The population loss that has defined Detroit’s decline for six decades has slowed but continues, according to U.S. Census estimates released this week. 

The Motor City also fell again in the rankings of cities by population, from 23rd to 24th. 

The population estimate comes as the city and state are in a high-stakes exercise of encouraging citizens to fill out the 2020 Census survey, which will provide the next actual count of Detroiters.

Detroit had 670,031 residents in 2019, according to the Census estimate. That’s a decline of 2,496 compared to 2018’s population, a 0.4 percent loss. 

The Motor City’s population has plummeted since 1950,  when it was the fifth largest U.S. city with 1.8 million people. Last decade, the city lost more than 25 percent of its residents. Between 2000 and 2010, Detroit lost on average 23,700 residents every year, plunging the city’s population to 711,131. 

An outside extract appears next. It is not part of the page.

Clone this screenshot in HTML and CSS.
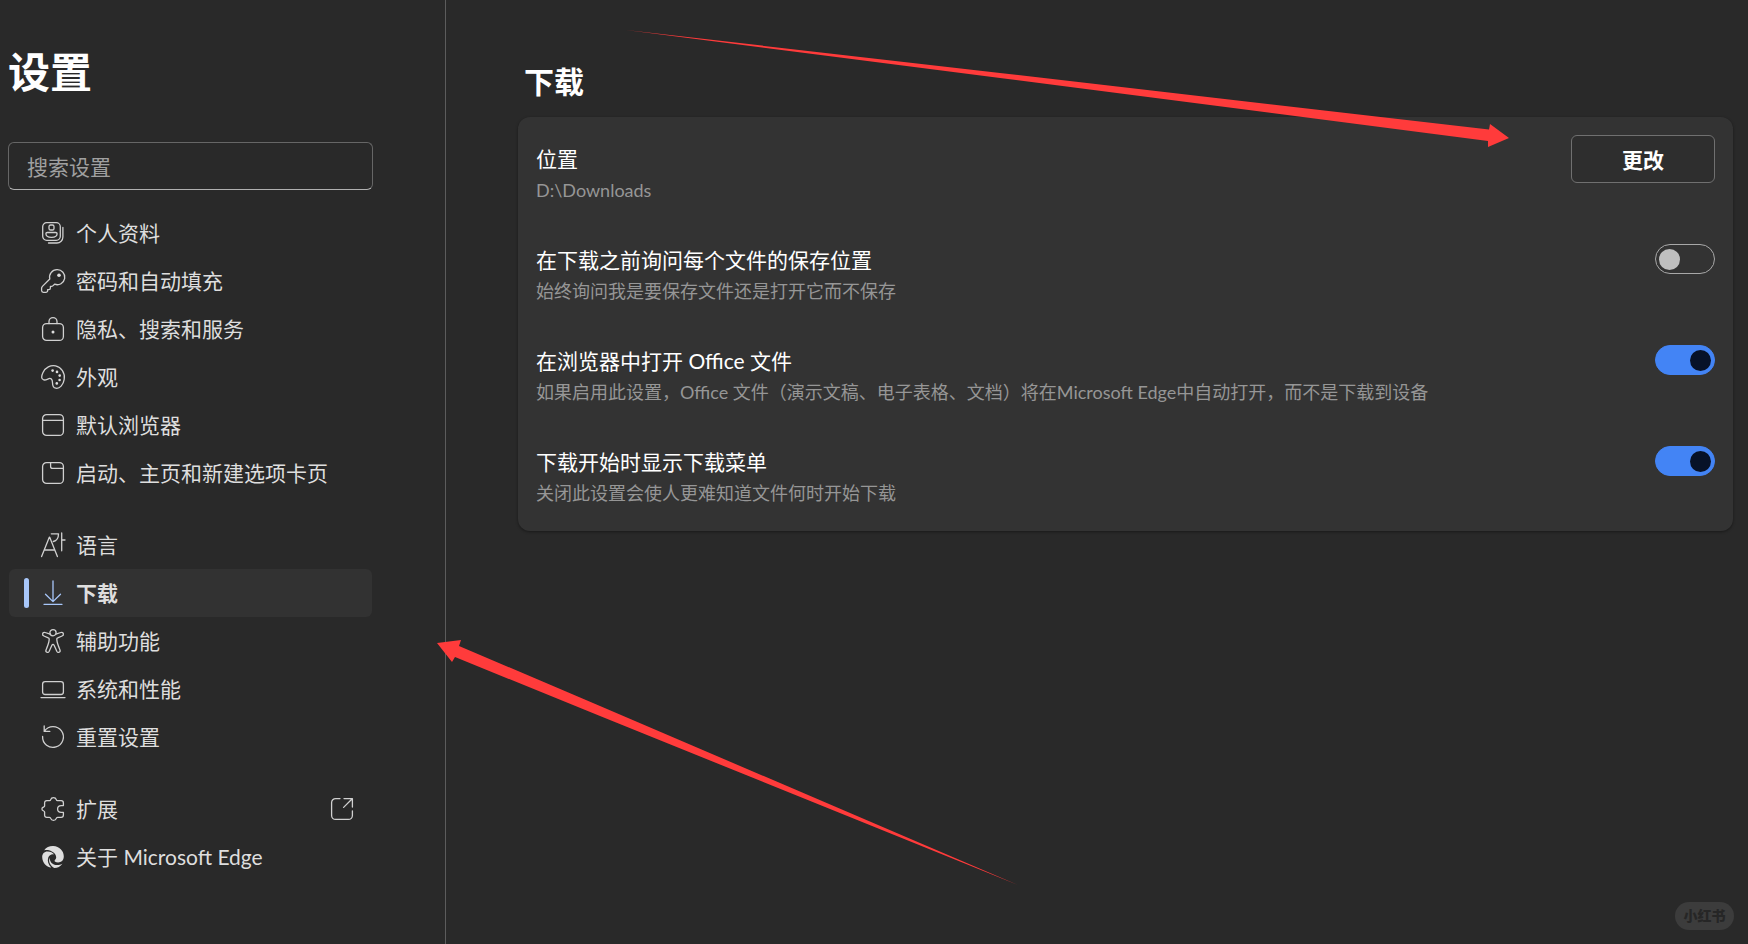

But since 2010, the city has halted those steep declines. From 2010 to 2019, it lost a total of  5.8 percent of its residents, or 41,100 people.  The 2010s saw a revival of downtown and a number of neighborhoods where housing prices have surged and new retail has sprouted. In 2014, Detroit’s white population had grown by 8,000 compared to the year earlier. It was the first significant increase in the white population since 1950 but it has not been enough to slow the overall population loss. Based on the 2019 estimate, Detroit now ranks as the 24th largest U.S. city, surpassed by Nashville. Nashville’s downtown population grew by 130% in 2019, according to a report by the Nashville Downtown Partnership. 

Experts cautioned the 2019 estimate could change after the 2020 Census count. Every 10 years, the U.S. government tries to count every person in the nation.

 

“Basically, the methodology is still using the 2010 Census count as the base,’” for the 2019 estimate, said Xuan Liu,manager of data analysis at Southeast Michigan Council of Governments, SEMCOG.

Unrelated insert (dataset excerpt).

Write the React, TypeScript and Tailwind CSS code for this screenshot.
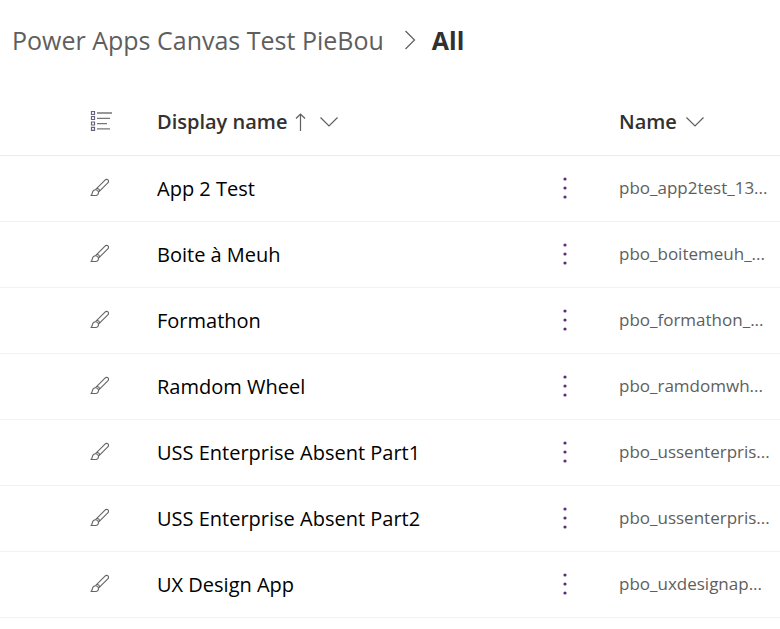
const apps = [
  { display: "App 2 Test", name: "pbo_app2test_13..." },
  { display: "Boite à Meuh", name: "pbo_boitemeuh_..." },
  { display: "Formathon", name: "pbo_formathon_..." },
  { display: "Ramdom Wheel", name: "pbo_ramdomwh..." },
  { display: "USS Enterprise Absent Part1", name: "pbo_ussenterpris..." },
  { display: "USS Enterprise Absent Part2", name: "pbo_ussenterpris..." },
  { display: "UX Design App", name: "pbo_uxdesignap..." },
];

function ChevronDown() {
  return (
    <svg className="h-3 w-5" viewBox="0 0 20 12" fill="none" stroke="#605e5c" strokeWidth="1.2" aria-hidden="true">
      <path d="M1.5 1.5 10 10l8.5-8.5" />
    </svg>
  );
}

function ArrowUp() {
  return (
    <svg className="h-5 w-3" viewBox="0 0 12 20" fill="none" stroke="#605e5c" strokeWidth="1.2" aria-hidden="true">
      <path d="M5.5 19V2M1 6.5 5.5 2 10 6.5" />
    </svg>
  );
}

function ListIcon() {
  return (
    <svg className="h-5 w-6" viewBox="0 0 24 20" fill="none" aria-hidden="true">
      <path
        stroke="#66647a"
        strokeWidth="1.2"
        d="M1.500.500h3v3h-3zM1.500 5.500h3v3h-3zM1.500 11h3v3h-3zM1.500 16.300h3v3h-3z"
      />
      <path stroke="#77757a" strokeWidth="1.3" d="M7 2h15M7 7.300h13M7 12.600h10M7 17.900h13" />
    </svg>
  );
}

function BrushIcon() {
  return (
    <svg className="size-5" viewBox="0 0 20 20" fill="none" stroke="#686664" strokeWidth="1.1" strokeLinejoin="round" aria-hidden="true">
      <path d="M5.500 11.700 15 2.100c.9-.9 2.200-1 3-.2.800.800.700 2.100-.2 3L8.500 14.200" />
      <path d="M6.900 10.300c1.600.3 2.700 1.400 3 2.900" />
      <path d="M1 17.500c1-.7 1.100-1.700 1.300-2.700.4-1.900 1.600-3.200 3.300-3.100 1.600.1 2.800 1.200 2.900 2.600.1 1.900-1.100 3.200-2.800 3.200z" />
    </svg>
  );
}

function MoreIcon() {
  return (
    <svg className="h-6 w-2" viewBox="0 0 8 24" fill="#5c2d77" aria-hidden="true">
      <circle cx="4" cy="3" r="1.6" />
      <circle cx="4" cy="12" r="1.6" />
      <circle cx="4" cy="21" r="1.6" />
    </svg>
  );
}

export default function App() {
  return (
    <main className="min-h-screen bg-white font-['Segoe_UI','Open_Sans','Noto_Sans',sans-serif] text-[#323130]">
      <nav aria-label="Breadcrumb" className="px-3 pt-5 pb-7">
        <ol className="flex items-center text-[25px] leading-10 whitespace-nowrap">
          <li>
            <a href="#solution" className="text-[#605e5c]">Power Apps Canvas Test PieBou</a>
          </li>
          <li className="mx-4 pl-1" aria-hidden="true">
            <svg className="h-5 w-3" viewBox="0 0 12 20" fill="none" stroke="#605e5c" strokeWidth="1.2">
              <path d="m1.5 1 9 9-9 9" />
            </svg>
          </li>
          <li aria-current="page" className="font-bold">All</li>
        </ol>
      </nav>
      <table className="w-full table-fixed border-collapse text-left whitespace-nowrap">
        <colgroup>
          <col className="w-[157px]" />
          <col />
          <col className="w-[64px]" />
          <col className="w-[161px]" />
        </colgroup>
        <thead>
          <tr className="h-[67px] border-b border-[#edebe9] text-xl">
            <th className="pl-[90px]">
              <button type="button" aria-label="Type" className="block"><ListIcon /></button>
            </th>
            <th className="pt-0.5 font-semibold">
              <button type="button" className="flex items-center gap-3">
                <span className="flex items-center gap-2">Display name <ArrowUp /></span>
                <ChevronDown />
              </button>
            </th>
            <td />
            <th className="pt-0.5 font-semibold">
              <button type="button" className="flex items-center gap-2">Name <ChevronDown /></button>
            </th>
          </tr>
        </thead>
        <tbody>
          {apps.map((app) => (
            <tr key={app.display} className="h-[66px] border-b border-[#f3f2f1]">
              <td className="pl-[90px]"><BrushIcon /></td>
              <td className="pt-0.5 text-xl text-black">{app.display}</td>
              <td>
                <button type="button" aria-label={`More actions for ${app.display}`} className="block px-1.5"><MoreIcon /></button>
              </td>
              <td className="text-[17px] text-[#605e5c]">{app.name}</td>
            </tr>
          ))}
        </tbody>
      </table>
    </main>
  );
}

“The further away we are from that [2010] Census base, the less reliable the estimate.  We hope the 2020 Census provides much better information,” Liu said. 

Detroit Mayor Mike Duggan has said the city’s residents should judge his performance almost exclusively according to population growth. Duggan said during his first campaign for mayor in 2013 that he would reverse the decades of population loss by lowering taxes and attracting more jobs, among other improvements. Voters re-elected Duggan in a landslide in 2017, even though population losses continued, albeit at a slowed pace, for his first four years in office. 

For each uncounted person in the decennial census count, Detroit stands to lose an estimated $5,500 — or $55,000 over 10 years — in federal aid, according to city estimates. Detroit receives about $3 billion in funding for federal programs each year. Those federal programs range from Medicare and free lunch at schools to Head Start and roads. The counts help set hospital funding, and could determine how much of the coronavirus vaccine goes to communities once one is developed.

The 2020 Census will also be used to draw congressional and state legislative districts. So far, the city estimates 45.8 percent of residents have filled out the 2020 Census forms. That’s one of the lowest response rates in the state, while Michigan’s is at 66.4 percent, one of the highest in the nation. The city of Detroit’s government website has an interactive map showing various parts of the city and the percentage of residents in that area who have filled out the Census forms.